-- Start Information supplied --
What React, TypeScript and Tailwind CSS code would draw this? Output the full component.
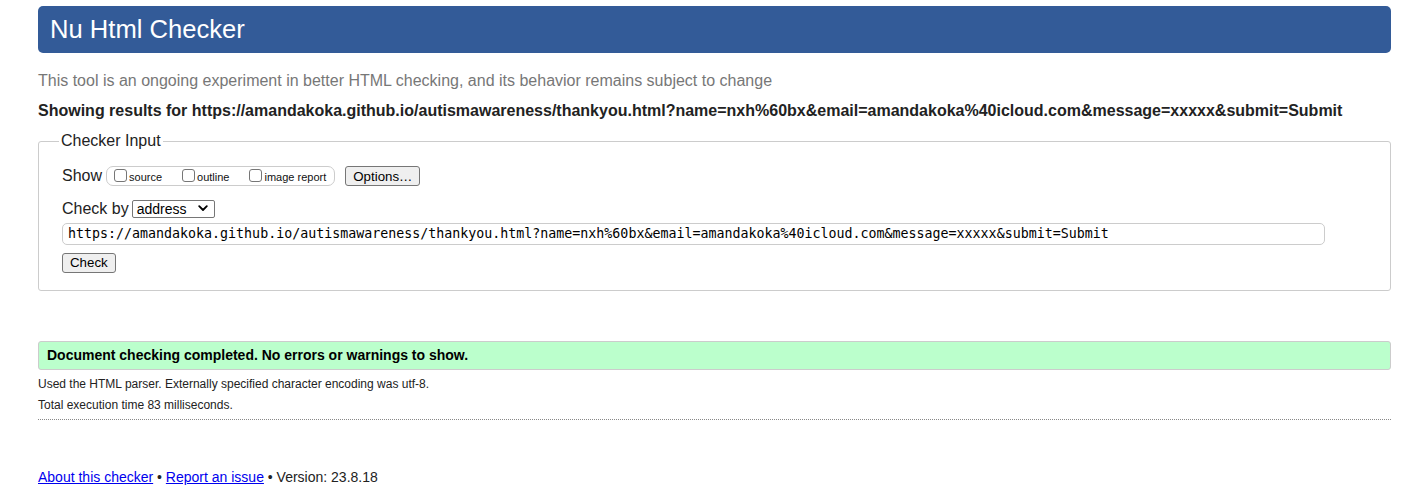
import React from "react";

const sans = { fontFamily: '"Liberation Sans", Arial, sans-serif' };

const Box = ({ label }: { label: string }) => (
  <label className="flex items-center gap-[2px] mr-[20px] last:mr-0">
    <span className="w-[13px] h-[13px] border border-[#767676] rounded-[3px] bg-white" />
    <span className="text-[11px] leading-none mt-[3px] text-[#111]">{label}</span>
  </label>
);

const Btn = ({ children }: { children: React.ReactNode }) => (
  <button className="h-[20px] px-[7px] border border-[#767676] rounded-[3px] bg-[#efefef] text-[13.3px] leading-none text-black">
    {children}
  </button>
);

export default function App() {
  const url =
    "https://amandakoka.github.io/autismawareness/thankyou.html?name=nxh%60bx&email=amandakoka%40icloud.com&message=xxxxx&submit=Submit";
  return (
    <div className="bg-white min-h-screen pl-[38px] pr-[31px] pt-[6px] text-[#222]" style={sans}>
      <header className="h-[47px] rounded-[5px] bg-[#335b98] flex items-center px-[12px]">
        <h1 className="text-white text-[25.6px] leading-none">Nu Html Checker</h1>
      </header>

      <p className="mt-[18px] text-[16px] leading-[20px] text-[#777]">
        This tool is an ongoing experiment in better HTML checking, and its behavior remains subject to change
      </p>
      <p className="mt-[10px] text-[16px] leading-[20px] font-bold text-[#222]">Showing results for {url}</p>

      <fieldset className="mt-[11px] border border-[#ccc] rounded-[3px] pl-[23px] pr-[65px] pt-[15px] pb-[16px]">
        <legend className="ml-[-3px] px-[2px] text-[16px] leading-[18px] text-[#222]">Checker Input</legend>

        <div className="flex items-center h-[21px]">
          <span className="text-[16px] mr-[4px]">Show</span>
          <div className="flex items-center h-[20px] border border-[#ccc] rounded-[7px] pl-[7px] pr-[8px]">
            <Box label="source" />
            <Box label="outline" />
            <Box label="image report" />
          </div>
          <span className="ml-[10px]">
            <Btn>Options…</Btn>
          </span>
        </div>

        <div className="flex items-center mt-[13px] h-[19px]">
          <span className="text-[16px] mr-[3px]">Check by</span>
          <div className="w-[83px] h-[18px] border border-[#767676] rounded-[2px] bg-white flex items-center justify-between px-[4px]">
            <span className="text-[14px] leading-none text-black">address</span>
            <svg width="10" height="7" viewBox="0 0 10 7" className="mr-[2px]">
              <path d="M1.2 1.2 L5 5 L8.8 1.2" fill="none" stroke="#000" strokeWidth="1.8" strokeLinecap="round" strokeLinejoin="round" />
            </svg>
          </div>
        </div>

        <div
          className="mt-[5px] h-[22px] border border-[#ccc] rounded-[5px] flex items-center px-[5px] text-[13.3px] text-black whitespace-nowrap overflow-hidden"
          style={{ fontFamily: '"DejaVu Sans Mono", "Liberation Mono", monospace' }}
        >
          {url}
        </div>

        <div className="mt-[5px]">
          <Btn>Check</Btn>
        </div>
      </fieldset>

      <div className="mt-[50px] h-[29px] bg-[#bbffcc] border border-[#ccc] rounded-[3px] flex items-center px-[8px]">
        <p className="text-[14px] font-bold text-black">Document checking completed. No errors or warnings to show.</p>
      </div>

      <p className="mt-[7px] text-[12px] leading-[14px] text-[#222]">
        Used the HTML parser. Externally specified character encoding was utf-8.
      </p>
      <p className="mt-[7px] text-[12px] leading-[14px] text-[#222]">Total execution time 83 milliseconds.</p>
      <div className="mt-[7px] border-t border-dotted border-[#888]" />

      <p className="mt-[49px] text-[14px] leading-[16px] text-[#222]">
        <a href="#" className="text-[#0000ee] underline">About this checker</a>
        {" • "}
        <a href="#" className="text-[#0000ee] underline">Report an issue</a>
        {" • Version: 23.8.18"}
      </p>
    </div>
  );
}
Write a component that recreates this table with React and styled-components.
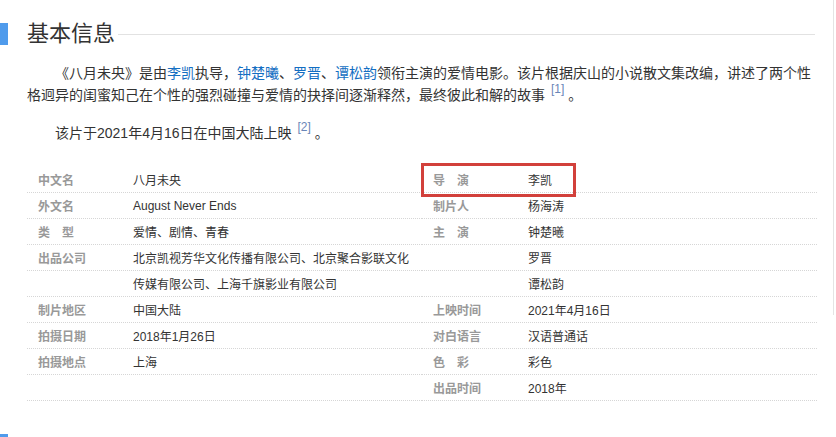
import React from 'react';
import styled, { createGlobalStyle } from 'styled-components';

const GlobalStyle = createGlobalStyle`
  body {
    margin: 0;
    background: #fff;
    font-family: "Liberation Sans", Arial, "Noto Sans CJK SC", sans-serif;
    color: #333;
  }
`;

const Page = styled.div`
  position: relative;
  width: 836px;
  height: 437px;
  overflow: hidden;
  display: flex;
  flex-direction: column;
`;

const Heading = styled.div`
  display: flex;
  align-items: center;
  height: 22px;
  margin-top: 23px;
  margin-right: 21px;
  .bar {
    width: 8px;
    height: 22px;
    background: #4f9bec;
  }
  h2 {
    margin: 0 0 0 19px;
    font-size: 22px;
    line-height: 22px;
    font-weight: 400;
    color: #333;
  }
  .rule {
    flex: 1;
    height: 1px;
    margin-left: 3px;
    background: #e2e2e2;
  }
`;

const Content = styled.div`
  margin-left: 27px;
  width: 790px;
`;

const Para = styled.p`
  margin: ${(p) => p.$top}px 0 0;
  font-size: 14px;
  line-height: 22px;
  text-indent: 28px;
  color: #333;
  a {
    color: #136ec2;
    text-decoration: none;
  }
  sup {
    font-size: 12px;
    line-height: 0;
    color: #6a86b8;
    margin: 0 4px 0 6px;
    position: relative;
    top: -1px;
  }
`;

const Info = styled.div`
  position: relative;
  display: grid;
  grid-template-columns: 395px 395px;
  margin-top: 23px;
`;

const Column = styled.div`
  display: flex;
  flex-direction: column;
`;

const Row = styled.div`
  display: flex;
  align-items: center;
  height: 25px;
  border-bottom: 1px dotted #d6d6d6;
  font-size: 12px;
  .name {
    width: 95px;
    padding-left: 11px;
    font-weight: 700;
    color: #999;
    white-space: pre;
  }
  .value {
    color: #333;
  }
`;

const Highlight = styled.div`
  position: absolute;
  left: 394px;
  top: -4px;
  width: 155px;
  height: 34px;
  box-sizing: border-box;
  border: 3px solid #d2403b;
`;

const NextBar = styled.div`
  width: 8px;
  height: 22px;
  margin-top: 33px;
  background: #4f9bec;
`;

const Edge = styled.div`
  position: absolute;
  right: 2px;
  top: 0;
  width: 1px;
  height: 315px;
  background: #e4e4e4;
`;

const left = [
  ['中文名', '八月未央'],
  ['外文名', 'August Never Ends'],
  ['类　型', '爱情、剧情、青春'],
  ['出品公司', '北京凯视芳华文化传播有限公司、北京聚合影联文化'],
  ['', '传媒有限公司、上海千旗影业有限公司'],
  ['制片地区', '中国大陆'],
  ['拍摄日期', '2018年1月26日'],
  ['拍摄地点', '上海'],
  ['', ''],
];

const right = [
  ['导　演', '李凯'],
  ['制片人', '杨海涛'],
  ['主　演', '钟楚曦'],
  ['', '罗晋'],
  ['', '谭松韵'],
  ['上映时间', '2021年4月16日'],
  ['对白语言', '汉语普通话'],
  ['色　彩', '彩色'],
  ['出品时间', '2018年'],
];

const renderRows = (rows) =>
  rows.map(([name, value], i) => (
    <Row key={i}>
      <span className='name'>{name}</span>
      <span className='value'>{value}</span>
    </Row>
  ));

export default function App() {
  return (
    <Page>
      <GlobalStyle />
      <Heading>
        <div className='bar' />
        <h2>基本信息</h2>
        <div className='rule' />
      </Heading>
      <Content>
        <Para $top={17}>
          《八月未央》是由<a href='#'>李凯</a>执导，<a href='#'>钟楚曦</a>、<a href='#'>罗晋</a>、
          <a href='#'>谭松韵</a>领衔主演的爱情电影。该片根据庆山的小说散文集改编，讲述了两个性格迥异的闺蜜知己在个性的强烈碰撞与爱情的抉择间逐渐释然，最终彼此和解的故事
          <sup>[1]</sup>。
        </Para>
        <Para $top={16}>
          该片于2021年4月16日在中国大陆上映<sup>[2]</sup>。
        </Para>
        <Info>
          <Column>{renderRows(left)}</Column>
          <Column>{renderRows(right)}</Column>
          <Highlight />
        </Info>
      </Content>
      <NextBar />
      <Edge />
    </Page>
  );
}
-- End Information supplied --
### What you have to do:
Reproduce only the lines of the records from the start up to and including the line that holds "px-[2px] text-[16px] leading-[18px]"; do not carry over any picture.

### Solution to this exercise:
What React, TypeScript and Tailwind CSS code would draw this? Output the full component.
import React from "react";

const sans = { fontFamily: '"Liberation Sans", Arial, sans-serif' };

const Box = ({ label }: { label: string }) => (
  <label className="flex items-center gap-[2px] mr-[20px] last:mr-0">
    <span className="w-[13px] h-[13px] border border-[#767676] rounded-[3px] bg-white" />
    <span className="text-[11px] leading-none mt-[3px] text-[#111]">{label}</span>
  </label>
);

const Btn = ({ children }: { children: React.ReactNode }) => (
  <button className="h-[20px] px-[7px] border border-[#767676] rounded-[3px] bg-[#efefef] text-[13.3px] leading-none text-black">
    {children}
  </button>
);

export default function App() {
  const url =
    "https://amandakoka.github.io/autismawareness/thankyou.html?name=nxh%60bx&email=amandakoka%40icloud.com&message=xxxxx&submit=Submit";
  return (
    <div className="bg-white min-h-screen pl-[38px] pr-[31px] pt-[6px] text-[#222]" style={sans}>
      <header className="h-[47px] rounded-[5px] bg-[#335b98] flex items-center px-[12px]">
        <h1 className="text-white text-[25.6px] leading-none">Nu Html Checker</h1>
      </header>

      <p className="mt-[18px] text-[16px] leading-[20px] text-[#777]">
        This tool is an ongoing experiment in better HTML checking, and its behavior remains subject to change
      </p>
      <p className="mt-[10px] text-[16px] leading-[20px] font-bold text-[#222]">Showing results for {url}</p>

      <fieldset className="mt-[11px] border border-[#ccc] rounded-[3px] pl-[23px] pr-[65px] pt-[15px] pb-[16px]">
        <legend className="ml-[-3px] px-[2px] text-[16px] leading-[18px] text-[#222]">Checker Input</legend>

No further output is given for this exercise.